Bu gelişim içinde Türkiye devrimcileri, Türkiye’nin doğusundaki hakim çelişkinin Türk ve Kürt halkları arasında olmayıp, Türk ve Kürt emekçi halklarıyla emperyalizmin işbirliği durumundaki Doğulu ve Batılı egemen sınıflar arasında olduğu gerçeğinden yola çıkarak Doğu meselesine eğilmeli ve meseleyi Ortadoğu Devrimci Çemberi içinde ele almalıdırlar.
Emperyalizm Ortadoğu’da bir ahtapot örneği kollarını yaymış, Ortadoğu ülkelerini sömürmekte, İsrail siyonizmi aracılığıyla Ortadoğu’da köprübaşını sağlamlaştırmağa çalışmaktadır. Ayrıca en gerici ideolojileri destekleme, özünden saptırılmış gerici bir dinci ideolojiyi Suudi Arabistan’daki Aramco gibi uluslararası şirketler yoluyla örgütlenmeğe çalışmaktadır.
ABD öncülüğündeki emperyalizm, bir yandan Ortadoğu ülkelerini ekonomik olarak sömürüp onları tekelci kapitalizmin bir parçası haline getirirken, bir yandan da bu ülkelerdeki devrimci ve anti-emperyalist bütün hareketleri en başından bölmek, hedefinden saptırmak için her türlü tedbiri almaktadır. Ortadoğu’daki emperyalizmin bir kolu kesilse bir ülkeden emperyalizm kovulsa bile, ahtapot bir süre sonra komşu ülkelerdeki diğer kollarıyla o ülkeyi tekrar kuşatacaktır. .

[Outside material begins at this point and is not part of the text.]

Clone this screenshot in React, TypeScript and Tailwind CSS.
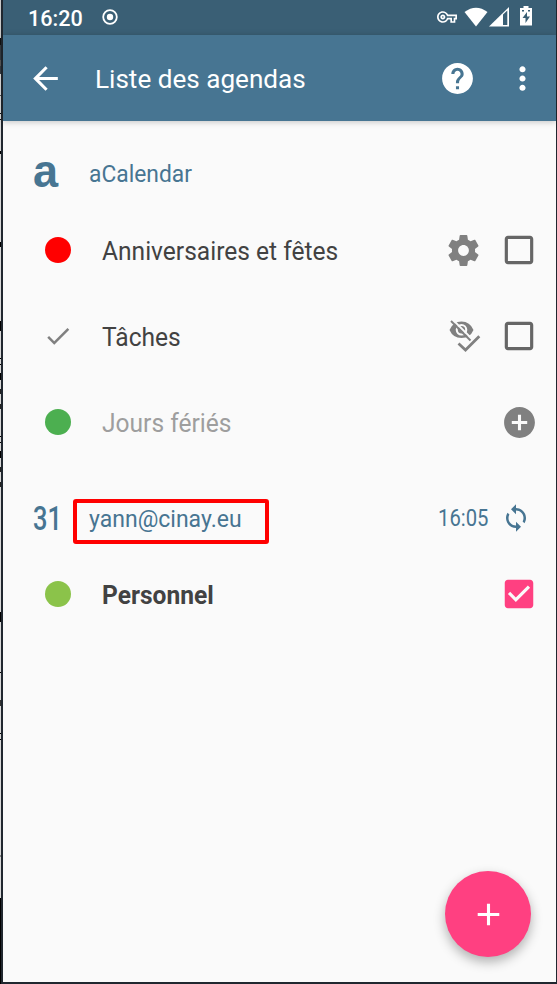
import React from "react";

// [colour, height] pairs for the strip of page visible at the left of the window
const strip: [string, number][] = [
  ["#c8c8c8", 38], ["#111", 7], ["#353b42", 15], ["#555", 6], ["#353b42", 8], ["#d8d8d8", 21],
  ["#555", 1], ["#d8d8d8", 17], ["#111", 1], ["#d8d8d8", 5], ["#111", 1], ["#d8d8d8", 31],
  ["#000", 3], ["#d8d8d8", 88], ["#000", 5], ["#d8d8d8", 74], ["#000", 10], ["#d8d8d8", 27],
  ["#000", 1], ["#d8d8d8", 5], ["#000", 1], ["#d8d8d8", 8], ["#000", 7], ["#d8d8d8", 9],
  ["#222", 5], ["#d8d8d8", 10], ["#222", 5], ["#d8d8d8", 27], ["#000", 1], ["#d8d8d8", 5],
  ["#000", 1], ["#d8d8d8", 8], ["#000", 7], ["#d8d8d8", 9], ["#222", 5], ["#d8d8d8", 10],
  ["#222", 5], ["#d8d8d8", 125], ["#000", 10], ["#d8d8d8", 50], ["#000", 1], ["#d8d8d8", 27],
  ["#333", 6], ["#d8d8d8", 27], ["#000", 1], ["#d8d8d8", 5], ["#000", 1], ["#d8d8d8", 115],
  ["#888", 2], ["#d8d8d8", 41], ["#000", 87],
];

function Icon({ d, size = 37, className = "" }: { d: string; size?: number; className?: string }) {
  return (
    <svg width={size} height={size} viewBox="0 0 24 24" fill="currentColor" className={"shrink-0 " + className}>
      <path d={d} />
    </svg>
  );
}

const BACK = "M20 11H7.83l5.59-5.59L12 4l-8 8 8 8 1.41-1.41L7.83 13H20v-2z";
const HELP = "M12 2C6.48 2 2 6.48 2 12s4.48 10 10 10 10-4.48 10-10S17.52 2 12 2zm1 17h-2v-2h2v2zm2.07-7.75l-.9.92C13.45 12.9 13 13.5 13 15h-2v-.5c0-1.1.45-2.1 1.17-2.83l1.24-1.26c.37-.36.59-.86.59-1.41 0-1.1-.9-2-2-2s-2 .9-2 2H8c0-2.21 1.79-4 4-4s4 1.79 4 4c0 .88-.36 1.68-.93 2.25z";
const MORE = "M12 8c1.1 0 2-.9 2-2s-.9-2-2-2-2 .9-2 2 .9 2 2 2zm0 2c-1.1 0-2 .9-2 2s.9 2 2 2 2-.9 2-2-.9-2-2-2zm0 6c-1.1 0-2 .9-2 2s.9 2 2 2 2-.9 2-2-.9-2-2-2z";
const GEAR = "M19.43 12.98c.04-.32.07-.64.07-.98s-.03-.66-.07-.98l2.11-1.65c.19-.15.24-.42.12-.64l-2-3.46c-.12-.22-.39-.3-.61-.22l-2.49 1c-.52-.4-1.08-.73-1.69-.98l-.38-2.65C14.46 2.18 14.25 2 14 2h-4c-.25 0-.46.18-.49.42l-.38 2.65c-.61.25-1.17.59-1.69.98l-2.49-1c-.23-.09-.49 0-.61.22l-2 3.46c-.13.22-.07.49.12.64l2.11 1.65c-.04.32-.07.65-.07.98s.03.66.07.98l-2.11 1.65c-.19.15-.24.42-.12.64l2 3.46c.12.22.39.3.61.22l2.49-1c.52.4 1.08.73 1.69.98l.38 2.65c.03.24.24.42.49.42h4c.25 0 .46-.18.49-.42l.38-2.65c.61-.25 1.17-.59 1.69-.98l2.49 1c.23.09.49 0 .61-.22l2-3.46c.12-.22.07-.49-.12-.64l-2.11-1.65zM12 15.5c-1.93 0-3.5-1.57-3.5-3.5s1.57-3.5 3.5-3.5 3.5 1.57 3.5 3.5-1.57 3.5-3.5 3.5z";
const BOX = "M19 5v14H5V5h14m0-2H5c-1.1 0-2 .9-2 2v14c0 1.1.9 2 2 2h14c1.1 0 2-.9 2-2V5c0-1.1-.9-2-2-2z";
const BOX_ON = "M19 3H5c-1.11 0-2 .9-2 2v14c0 1.1.89 2 2 2h14c1.11 0 2-.9 2-2V5c0-1.1-.89-2-2-2zm-9 14l-5-5 1.41-1.41L10 14.17l7.59-7.59L19 8l-9 9z";
const ADD_CIRCLE = "M12 2C6.48 2 2 6.48 2 12s4.48 10 10 10 10-4.48 10-10S17.52 2 12 2zm5 11h-4v4h-2v-4H7v-2h4V7h2v4h4v2z";
const CHECK = "M9 16.17L4.83 12l-1.42 1.41L9 19 21 7l-1.41-1.41z";
const SYNC = "M12 4V1L8 5l4 4V6c3.31 0 6 2.69 6 6 0 1.01-.25 1.97-.7 2.8l1.46 1.46C19.54 15.03 20 13.57 20 12c0-4.42-3.58-8-8-8zm0 14c-3.31 0-6-2.69-6-6 0-1.01.25-1.97.7-2.8L5.24 7.74C4.46 8.97 4 10.43 4 12c0 4.42 3.58 8 8 8v3l4-4-4-4v3z";
const KEY = "M22 19h-6v-4h-2.68c-1.14 2.42-3.6 4-6.32 4-3.86 0-7-3.14-7-7s3.14-7 7-7c2.72 0 5.17 1.58 6.32 4H24v6h-2v4zm-4-2h2v-4h2v-2H11.94l-.23-.67C11.01 8.34 9.11 7 7 7c-2.76 0-5 2.24-5 5s2.24 5 5 5c2.11 0 4.01-1.34 4.71-3.33l.23-.67H18v4zM7 15c-1.65 0-3-1.35-3-3s1.35-3 3-3 3 1.35 3 3-1.35 3-3 3zm0-4c-.55 0-1 .45-1 1s.45 1 1 1 1-.45 1-1-.45-1-1-1z";

function HiddenDone() {
  return (
    <svg width="34" height="34" viewBox="0 0 34 34" fill="none" className="shrink-0">
      <path fill="#808080" fillRule="evenodd" d="M1.500 11Q5 2.500 13.500 2.500Q22 2.500 25.500 11Q22 19 13.500 19Q5 19 1.500 11ZM13.500 5A5.800 5.800 0 1 0 13.500 16.600A5.800 5.800 0 1 0 13.500 5Z" />
      <circle cx="13.500" cy="10.800" r="3.700" fill="#808080" />
      <path d="M4.500 .500L24.500 20.500" stroke="#fafafa" strokeWidth="2" />
      <path d="M3 2L22.500 21.500" stroke="#808080" strokeWidth="2" />
      <path d="M11 25L18.300 31.500L32 17.500" stroke="#fafafa" strokeWidth="5" />
      <path d="M10.500 24.500L17.500 31L31.300 17.300" stroke="#808080" strokeWidth="2.800" />
    </svg>
  );
}

function Row({ lead, label, className = "", children }: { lead: React.ReactNode; label: string; className?: string; children: React.ReactNode }) {
  return (
    <div className="flex h-[86px] shrink-0 items-center pr-[18px] pl-[36.500px]">
      <div className="flex w-[37px] shrink-0 justify-center">{lead}</div>
      <span className={"ml-[25px] flex-1 origin-left scale-x-[0.982] pt-[3px] text-[25px] whitespace-nowrap " + className}>{label}</span>
      <div className="flex shrink-0 items-center gap-[18px]">{children}</div>
    </div>
  );
}

export default function App() {
  return (
    <div className="flex h-[984px] w-[557px] overflow-hidden bg-[#20272f] font-[Roboto,sans-serif]">
      <div className="flex w-px shrink-0 flex-col">
        {strip.map(([c, h], i) => <div key={i} className="w-px shrink-0" style={{ height: h, background: c }} />)}
      </div>
      <main className="relative ml-[2px] flex h-[982px] w-[553px] flex-col bg-[#fafafa]">
        <div className="flex h-[35px] shrink-0 items-center bg-[#3a5f75] pl-[25px] text-white">
          <span className="w-[54px] origin-left scale-x-[0.98] pt-px text-[22px] font-medium">16:20</span>
          <svg width="16" height="16" viewBox="0 0 16 16" className="-mt-px ml-[20px]">
            <circle cx="8" cy="8" r="6.800" fill="none" stroke="#fff" strokeWidth="1.800" />
            <circle cx="8" cy="8" r="3.200" fill="#fff" />
          </svg>
          <Icon d={KEY} size={20} className="-mt-px ml-[319px]" />
          <svg width="24" height="20" viewBox="0 0 24 20" className="-mt-px ml-[7px]" fill="#fff"><path d="M.500 5Q12-3.500 23.500 5L12 19.500Z" /></svg>
          <svg width="20" height="20" viewBox="0 0 20 20" className="-mt-px ml-[1px]"><path fill="#fff" d="M0 19.500L20 0V19.500Z" /><path fill="#3a5f75" d="M14 7.500L18.300 3.500V18H14Z" /></svg>
          <svg width="12" height="20" viewBox="0 0 12 20" className="-mt-[3px] ml-[11px]"><path fill="#fff" d="M3.500 0H8.500V2H12V19.500H0V2H3.500Z" /><path fill="#3a5f75" d="M7 6L2.500 12H5.500V17L10 10.500H7ZM2 4H4V5.500H2ZM8 4H10V5.500H8Z" /></svg>
        </div>
        <header className="flex h-[86px] shrink-0 items-center bg-[#477592] pl-[24px] text-white shadow-[0_1px_6px_rgba(0,0,0,0.22)]">
          <Icon d={BACK} />
          <h1 className="ml-[31px] w-[344px] pt-[3px] text-[26.100px] whitespace-nowrap">Liste des agendas</h1>
          <Icon d={HELP} />
          <Icon d={MORE} className="ml-[27.500px]" />
        </header>
        <section className="flex h-[86px] shrink-0 items-center pt-[22px] pl-[30px] text-[#477592]">
          <span className="w-[56px] origin-left scale-x-[0.98] pb-[8px] font-['Liberation_Sans',sans-serif] text-[46px] leading-none font-bold">a</span>
          <span className="origin-left scale-x-[0.975] text-[23.400px]">aCalendar</span>
        </section>
        <Row lead={<span className="size-[26px] rounded-full bg-[#f00]" />} label="Anniversaires et fêtes" className="text-[#424242]">
          <Icon d={GEAR} className="text-[#808080]" /><Icon d={BOX} size={38} className="text-[#666]" />
        </Row>
        <Row lead={<Icon d={CHECK} size={30} className="text-[#808080]" />} label="Tâches" className="text-[#424242]">
          <HiddenDone /><Icon d={BOX} size={38} className="text-[#666]" />
        </Row>
        <Row lead={<span className="size-[26px] rounded-full bg-[#4caf50]" />} label="Jours fériés" className="text-[#9e9e9e]">
          <Icon d={ADD_CIRCLE} className="text-[#808080]" />
        </Row>
        <section className="flex h-[86px] shrink-0 items-center pt-[20px] pl-[30px] text-[#477592]">
          <span className="w-[40px] origin-left scale-x-[0.77] pt-px text-[33px] font-medium">31</span>
          <div className="mt-[6px] flex h-[45px] w-[196px] items-center rounded-[3px] border-4 border-[#f00] pb-[2px] pl-[12px] text-[23px]">yann@cinay.eu</div>
          <span className="ml-[169px] w-[51px] origin-left scale-x-[0.88] pt-[3px] text-[23px]">16:05</span>
          <Icon d={SYNC} size={30} className="ml-[12px]" />
        </section>
        <Row lead={<span className="size-[26px] rounded-full bg-[#8bc34a]" />} label="Personnel" className="font-bold text-[#424242]">
          <Icon d={BOX_ON} size={38} className="text-[#ff4081]" />
        </Row>
        <button className="absolute right-[25px] bottom-[25px] flex size-[86px] items-center justify-center rounded-full bg-[#ff4081] text-white shadow-[0_5px_12px_rgba(0,0,0,0.3)]">
          <Icon d="M19 13h-6v6h-2v-6H5v-2h6V5h2v6h6v2z" />
        </button>
      </main>
    </div>
  );
}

Amaç, Ortadoğu’da emperyalizmi bütün kendine bağlı unsurlarıyla beraber yok etmek olmalıdır. Bu gerçek karşısında, Ortadoğu’daki devrimcilerin dayanışma içinde bulunmaları şarttır. Bu amaçla Ortadoğulu devrimcilerinin zaman zaman bir araya gelip, milli özellikleri ve unsurların göz önünde tutarak, devrimci kavganın bütün stratejik ve taktik meselelerini tartışıp, emperyalizme kesin darbeyi vurmak yolunda bölgesel ortak hedef ve taktikleri görüşmeleri gerekir. Bunun için Ortadoğu devrimcileri Ortadoğu ülkelerinin:
- Sosyo-ekonomik yapıları,
- Sosyalist güçleri ve örgütleri,
- İşçi-köylü hareketleri,
- Milliyetçi hareketleri,
- Solcu görünen devrimleri,
- Öğrenci hareketleri,
- Emperyalist güçler karşısındaki yerleri, hakkında kısa zamanda bilgi edinmek zorundadırlar.